Nach so vielen Informationen schwirrt mir der Kopf, wir wollen noch weiter, an den nahe gelegenen Moldau-Stausee. Um diesen zu erreichen, sind einige Kilometer Fahrt auf tschechischem Gebiet nötig, eine verlassene Gegend, in der nur vereinzelt ein paar verfallende Häuser ausgemacht werden können. Einst könnten sie durchaus mit einem gewissen Charme aufgewartet haben.

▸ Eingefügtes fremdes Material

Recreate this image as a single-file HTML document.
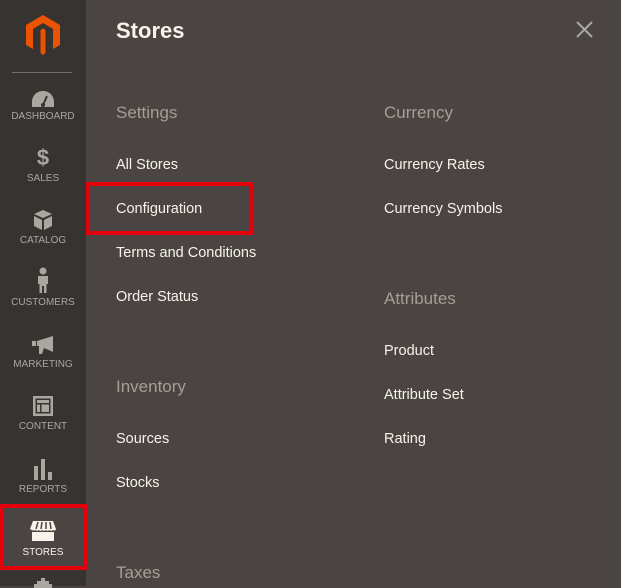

Beim See angelangt, stellen wir fest, dass viele Radfahrer mit einer Fähre auf das andere Ufer übersetzen möchten. Wieder einmal befinden wir uns inmitten eines Paradieses für Menschen, die gerne mit dem Fahrrad unterwegs sind. Oder mit dem Segelboot, denn solche können wir auch überall sehen, manche nur als kleine weiße Punkte. Die Fotos sprechen für sich - wir finden, man sollte ihn gesehen haben, diesen riesigen See. Überhaupt, mit so einem Wolkenangebot!

Immerhin, das Wetter ist weitaus freundlicher, als uns dies angekündigt wurde, die Gefahr eines Gewitters scheint am späten Nachmittag gebannt zu sein.


Es ist Zeit, die Heimreise anzutreten und wir haben schon eine Ahnung, wo uns noch köstliche Mehlspeisen erwarten werden. Zu diesem Zeitpunkt ahnen wir allerdings noch nicht, dass eine fast überirdisch wohlschmeckende Haselnusstorte unseren Gaumen für alle Zeiten für sich einnehmen wird: Es dürfte schwierig werden, künftig dieses kulinarische Highlight zu toppen!


Wahrhaftig, es waren außerordentlich gut verbrachte Tage in zwei wunderschönen Vierteln - im Waldviertel in Niederösterreich und im Mühlviertel in Oberösterreich. Die schmucke Haustür in Zwettl, die GUTE TAGE verhieß - diese Tür hat uns wohl genau solche beschert. Mit großer Dankbarkeit blicke ich auf eine wundervolle Urlaubswoche mit tollen Reisezielen und letztendlich stets passendem Reisewetter zurück. Nass geworden sind wir nicht - und blauer Himmel für stimmungsvolle Fotos hat sich auch häufig genug gezeigt.